Word for word, transcribe the lines below and drop the pictures.
-- start of GIVEN DATA --
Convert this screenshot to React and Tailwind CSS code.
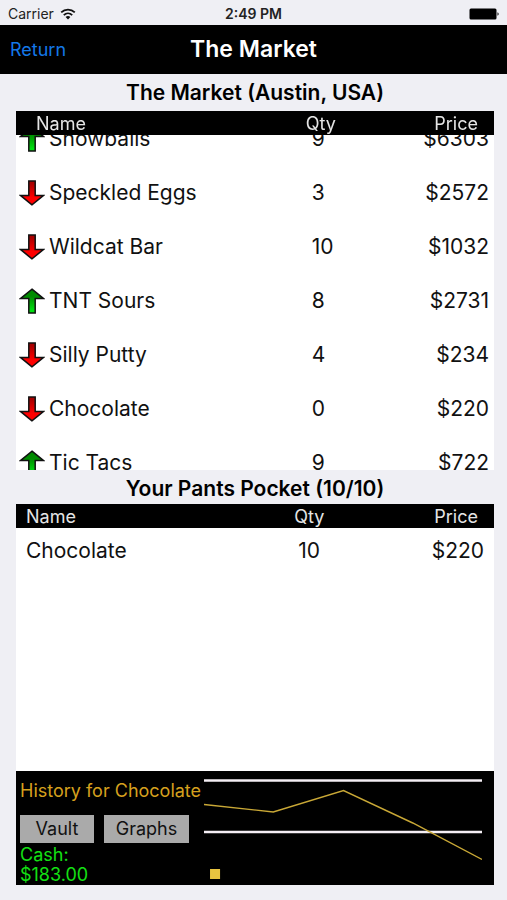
import { useEffect, useRef } from "react";

const marketItems = [
  { name: "Snowballs", qty: 9, price: 6303, trend: "up" },
  { name: "Speckled Eggs", qty: 3, price: 2572, trend: "down" },
  { name: "Wildcat Bar", qty: 10, price: 1032, trend: "down" },
  { name: "TNT Sours", qty: 8, price: 2731, trend: "up" },
  { name: "Silly Putty", qty: 4, price: 234, trend: "down" },
  { name: "Chocolate", qty: 0, price: 220, trend: "down" },
  { name: "Tic Tacs", qty: 9, price: 722, trend: "up" },
];

const pocketItems = [{ name: "Chocolate", qty: 10, price: 220 }];

function TrendArrow({ trend }) {
  const up = trend === "up";
  return (
    <svg
      viewBox="0 0 26 26"
      role="img"
      aria-label={up ? "Price up" : "Price down"}
      className={`w-[26px] h-[26px] shrink-0 ${up ? "" : "rotate-180"}`}
    >
      <defs>
        <linearGradient id="arrow-up" x1="0" y1="0" x2="0" y2="1">
          <stop offset="0.3" stopColor="#008a00" />
          <stop offset="0.9" stopColor="#00e010" />
        </linearGradient>
        <linearGradient id="arrow-down" x1="0" y1="0" x2="0" y2="1">
          <stop offset="0.3" stopColor="#ff0000" />
          <stop offset="0.9" stopColor="#a80000" />
        </linearGradient>
      </defs>
      <path
        d="M13 1.2L24.6 10.6H16.2V25H9.8V10.6H1.4Z"
        fill={up ? "url(#arrow-up)" : "url(#arrow-down)"}
        stroke="#111"
        strokeWidth="1.5"
      />
    </svg>
  );
}

function StatusBar() {
  return (
    <div className="h-[25px] shrink-0 grid grid-cols-3 items-center px-2 pt-0.5 text-sm text-[#222]">
      <div className="flex items-center gap-1.5">
        <span>Carrier</span>
        <svg viewBox="0 0 16 12" className="w-4 h-3" fill="none" stroke="#111">
          <path d="M1.2 4.4C5 .7 11 .7 14.8 4.4" strokeWidth="1.8" />
          <path d="M3.8 7.1C6.2 4.8 9.8 4.8 12.2 7.1" strokeWidth="1.8" />
          <path d="M8 11.4L5.6 9C7 7.8 9 7.8 10.4 9Z" fill="#111" stroke="none" />
        </svg>
      </div>
      <span className="text-center font-semibold">2:49 PM</span>
      <svg viewBox="0 0 30 12" className="w-[30px] h-3 justify-self-end">
        <rect x="0.5" y="0.5" width="27" height="11" rx="1.5" fill="#000" />
        <path d="M28.5 4.2C30 4.8 30 7.2 28.5 7.8Z" fill="#000" />
      </svg>
    </div>
  );
}

function Market() {
  const listRef = useRef(null);

  // Open the list part way into the first row
  useEffect(() => {
    listRef.current.scrollTop = 23;
  }, []);

  return (
    <div
      ref={listRef}
      className="flex-[359] min-h-0 overflow-y-auto bg-white [scrollbar-width:none]"
    >
      <table className="w-full table-fixed text-left">
        <thead className="sticky top-0 z-10 bg-black text-[#e5e5e5] text-lg leading-[22px]">
          <tr>
            <th className="w-[60%] p-0 pl-5 pt-0.5 font-normal">Name</th>
            <th className="w-[15%] p-0 pl-[3px] pt-0.5 font-normal">Qty</th>
            <th className="w-[25%] p-0 pr-4 pt-0.5 font-normal text-right">
              Price
            </th>
          </tr>
        </thead>
        <tbody className="text-[21px] leading-6 text-[#111]">
          {marketItems.map((item) => (
            <tr key={item.name} className="h-[54px]">
              <td className="p-0 pl-[3px]">
                <div className="flex items-center gap-1">
                  <TrendArrow trend={item.trend} />
                  <span>{item.name}</span>
                </div>
              </td>
              <td className="p-0 pl-[9px]">{item.qty}</td>
              <td className="p-0 pr-[5px] text-right">${item.price}</td>
            </tr>
          ))}
        </tbody>
      </table>
    </div>
  );
}

function Pocket() {
  return (
    <div className="flex-[267] min-h-0 overflow-y-auto bg-white [scrollbar-width:none]">
      <table className="w-full table-fixed text-left">
        <thead className="bg-black text-[#e5e5e5] text-lg leading-[22px]">
          <tr>
            <th className="w-[58%] p-0 pl-2.5 pt-0.5 font-normal">Name</th>
            <th className="w-[17%] p-0 pl-px pt-0.5 font-normal">Qty</th>
            <th className="w-[25%] p-0 pr-4 pt-0.5 font-normal text-right">
              Price
            </th>
          </tr>
        </thead>
        <tbody className="text-[21px] leading-6 text-[#111]">
          {pocketItems.map((item) => (
            <tr key={item.name} className="h-[46px]">
              <td className="p-0 pl-2.5">{item.name}</td>
              <td className="p-0 pl-[5px]">{item.qty}</td>
              <td className="p-0 pr-2.5 text-right">${item.price}</td>
            </tr>
          ))}
        </tbody>
      </table>
    </div>
  );
}

function HistoryChart() {
  return (
    <svg
      viewBox="0 0 277 114"
      preserveAspectRatio="none"
      className="flex-1 min-w-0 h-[114px]"
    >
      <path d="M0 9.5H277M0 61H277" stroke="#f4eef4" strokeWidth="2.4" />
      <polyline
        points="0,33.5 69,41 139,19.5 208,52 277,88.5"
        fill="none"
        stroke="#c9a836"
        strokeWidth="1.4"
      />
      <rect x="6" y="98" width="10" height="10" fill="#e8c440" />
    </svg>
  );
}

function App() {
  return (
    <div className="h-screen min-h-[600px] flex flex-col bg-[#efeff4] font-[Inter,'Liberation_Sans',sans-serif]">
      <StatusBar />

      <header className="h-[49px] shrink-0 grid grid-cols-[1fr_auto_1fr] items-center px-2.5 bg-black">
        <a href="#" className="text-lg text-[#1478e8]">
          Return
        </a>
        <h1 className="text-[23px] font-semibold text-white">The Market</h1>
      </header>

      <main className="flex-1 min-h-0 flex flex-col pl-4 pr-[13px] pb-[15px]">
        <h2 className="h-[37px] shrink-0 flex items-center justify-center text-[21px] font-semibold text-black">
          The Market (Austin, USA)
        </h2>
        <Market />

        <h2 className="h-[34px] shrink-0 flex items-center justify-center pt-1 text-[21px] font-semibold text-black">
          Your Pants Pocket (10/10)
        </h2>
        <Pocket />

        <section className="shrink-0 flex gap-2 pl-1 pr-3 bg-black">
          <div className="w-44 shrink-0 flex flex-col pt-2">
            <p className="text-lg leading-6 whitespace-nowrap text-[#d6a01e]">
              History for Chocolate
            </p>
            <div className="flex gap-2.5 mt-3">
              <button className="w-[74px] h-7 bg-[#aaa] text-lg leading-7 text-[#111]">
                Vault
              </button>
              <button className="w-[85px] h-7 bg-[#aaa] text-lg leading-7 text-[#111]">
                Graphs
              </button>
            </div>
            <p className="mt-0.5 text-lg leading-5 text-[#14e014]">
              Cash:
              <br />
              $183.00
            </p>
          </div>
          <HistoryChart />
        </section>
      </main>
    </div>
  );
}

export default App;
-- end of GIVEN DATA --
* **FULL SOLUTION**
Convert this screenshot to React and Tailwind CSS code.
import { useEffect, useRef } from "react";

const marketItems = [
  { name: "Snowballs", qty: 9, price: 6303, trend: "up" },
  { name: "Speckled Eggs", qty: 3, price: 2572, trend: "down" },
  { name: "Wildcat Bar", qty: 10, price: 1032, trend: "down" },
  { name: "TNT Sours", qty: 8, price: 2731, trend: "up" },
  { name: "Silly Putty", qty: 4, price: 234, trend: "down" },
  { name: "Chocolate", qty: 0, price: 220, trend: "down" },
  { name: "Tic Tacs", qty: 9, price: 722, trend: "up" },
];

const pocketItems = [{ name: "Chocolate", qty: 10, price: 220 }];

function TrendArrow({ trend }) {
  const up = trend === "up";
  return (
    <svg
      viewBox="0 0 26 26"
      role="img"
      aria-label={up ? "Price up" : "Price down"}
      className={`w-[26px] h-[26px] shrink-0 ${up ? "" : "rotate-180"}`}
    >
      <defs>
        <linearGradient id="arrow-up" x1="0" y1="0" x2="0" y2="1">
          <stop offset="0.3" stopColor="#008a00" />
          <stop offset="0.9" stopColor="#00e010" />
        </linearGradient>
        <linearGradient id="arrow-down" x1="0" y1="0" x2="0" y2="1">
          <stop offset="0.3" stopColor="#ff0000" />
          <stop offset="0.9" stopColor="#a80000" />
        </linearGradient>
      </defs>
      <path
        d="M13 1.2L24.6 10.6H16.2V25H9.8V10.6H1.4Z"
        fill={up ? "url(#arrow-up)" : "url(#arrow-down)"}
        stroke="#111"
        strokeWidth="1.5"
      />
    </svg>
  );
}

function StatusBar() {
  return (
    <div className="h-[25px] shrink-0 grid grid-cols-3 items-center px-2 pt-0.5 text-sm text-[#222]">
      <div className="flex items-center gap-1.5">
        <span>Carrier</span>
        <svg viewBox="0 0 16 12" className="w-4 h-3" fill="none" stroke="#111">
          <path d="M1.2 4.4C5 .7 11 .7 14.8 4.4" strokeWidth="1.8" />
          <path d="M3.8 7.1C6.2 4.8 9.8 4.8 12.2 7.1" strokeWidth="1.8" />
          <path d="M8 11.4L5.6 9C7 7.8 9 7.8 10.4 9Z" fill="#111" stroke="none" />
        </svg>
      </div>
      <span className="text-center font-semibold">2:49 PM</span>
      <svg viewBox="0 0 30 12" className="w-[30px] h-3 justify-self-end">
        <rect x="0.5" y="0.5" width="27" height="11" rx="1.5" fill="#000" />
        <path d="M28.5 4.2C30 4.8 30 7.2 28.5 7.8Z" fill="#000" />
      </svg>
    </div>
  );
}

function Market() {
  const listRef = useRef(null);

  // Open the list part way into the first row
  useEffect(() => {
    listRef.current.scrollTop = 23;
  }, []);

  return (
    <div
      ref={listRef}
      className="flex-[359] min-h-0 overflow-y-auto bg-white [scrollbar-width:none]"
    >
      <table className="w-full table-fixed text-left">
        <thead className="sticky top-0 z-10 bg-black text-[#e5e5e5] text-lg leading-[22px]">
          <tr>
            <th className="w-[60%] p-0 pl-5 pt-0.5 font-normal">Name</th>
            <th className="w-[15%] p-0 pl-[3px] pt-0.5 font-normal">Qty</th>
            <th className="w-[25%] p-0 pr-4 pt-0.5 font-normal text-right">
              Price
            </th>
          </tr>
        </thead>
        <tbody className="text-[21px] leading-6 text-[#111]">
          {marketItems.map((item) => (
            <tr key={item.name} className="h-[54px]">
              <td className="p-0 pl-[3px]">
                <div className="flex items-center gap-1">
                  <TrendArrow trend={item.trend} />
                  <span>{item.name}</span>
                </div>
              </td>
              <td className="p-0 pl-[9px]">{item.qty}</td>
              <td className="p-0 pr-[5px] text-right">${item.price}</td>
            </tr>
          ))}
        </tbody>
      </table>
    </div>
  );
}

function Pocket() {
  return (
    <div className="flex-[267] min-h-0 overflow-y-auto bg-white [scrollbar-width:none]">
      <table className="w-full table-fixed text-left">
        <thead className="bg-black text-[#e5e5e5] text-lg leading-[22px]">
          <tr>
            <th className="w-[58%] p-0 pl-2.5 pt-0.5 font-normal">Name</th>
            <th className="w-[17%] p-0 pl-px pt-0.5 font-normal">Qty</th>
            <th className="w-[25%] p-0 pr-4 pt-0.5 font-normal text-right">
              Price
            </th>
          </tr>
        </thead>
        <tbody className="text-[21px] leading-6 text-[#111]">
          {pocketItems.map((item) => (
            <tr key={item.name} className="h-[46px]">
              <td className="p-0 pl-2.5">{item.name}</td>
              <td className="p-0 pl-[5px]">{item.qty}</td>
              <td className="p-0 pr-2.5 text-right">${item.price}</td>
            </tr>
          ))}
        </tbody>
      </table>
    </div>
  );
}

function HistoryChart() {
  return (
    <svg
      viewBox="0 0 277 114"
      preserveAspectRatio="none"
      className="flex-1 min-w-0 h-[114px]"
    >
      <path d="M0 9.5H277M0 61H277" stroke="#f4eef4" strokeWidth="2.4" />
      <polyline
        points="0,33.5 69,41 139,19.5 208,52 277,88.5"
        fill="none"
        stroke="#c9a836"
        strokeWidth="1.4"
      />
      <rect x="6" y="98" width="10" height="10" fill="#e8c440" />
    </svg>
  );
}

function App() {
  return (
    <div className="h-screen min-h-[600px] flex flex-col bg-[#efeff4] font-[Inter,'Liberation_Sans',sans-serif]">
      <StatusBar />

      <header className="h-[49px] shrink-0 grid grid-cols-[1fr_auto_1fr] items-center px-2.5 bg-black">
        <a href="#" className="text-lg text-[#1478e8]">
          Return
        </a>
        <h1 className="text-[23px] font-semibold text-white">The Market</h1>
      </header>

      <main className="flex-1 min-h-0 flex flex-col pl-4 pr-[13px] pb-[15px]">
        <h2 className="h-[37px] shrink-0 flex items-center justify-center text-[21px] font-semibold text-black">
          The Market (Austin, USA)
        </h2>
        <Market />

        <h2 className="h-[34px] shrink-0 flex items-center justify-center pt-1 text-[21px] font-semibold text-black">
          Your Pants Pocket (10/10)
        </h2>
        <Pocket />

        <section className="shrink-0 flex gap-2 pl-1 pr-3 bg-black">
          <div className="w-44 shrink-0 flex flex-col pt-2">
            <p className="text-lg leading-6 whitespace-nowrap text-[#d6a01e]">
              History for Chocolate
            </p>
            <div className="flex gap-2.5 mt-3">
              <button className="w-[74px] h-7 bg-[#aaa] text-lg leading-7 text-[#111]">
                Vault
              </button>
              <button className="w-[85px] h-7 bg-[#aaa] text-lg leading-7 text-[#111]">
                Graphs
              </button>
            </div>
            <p className="mt-0.5 text-lg leading-5 text-[#14e014]">
              Cash:
              <br />
              $183.00
            </p>
          </div>
          <HistoryChart />
        </section>
      </main>
    </div>
  );
}

export default App;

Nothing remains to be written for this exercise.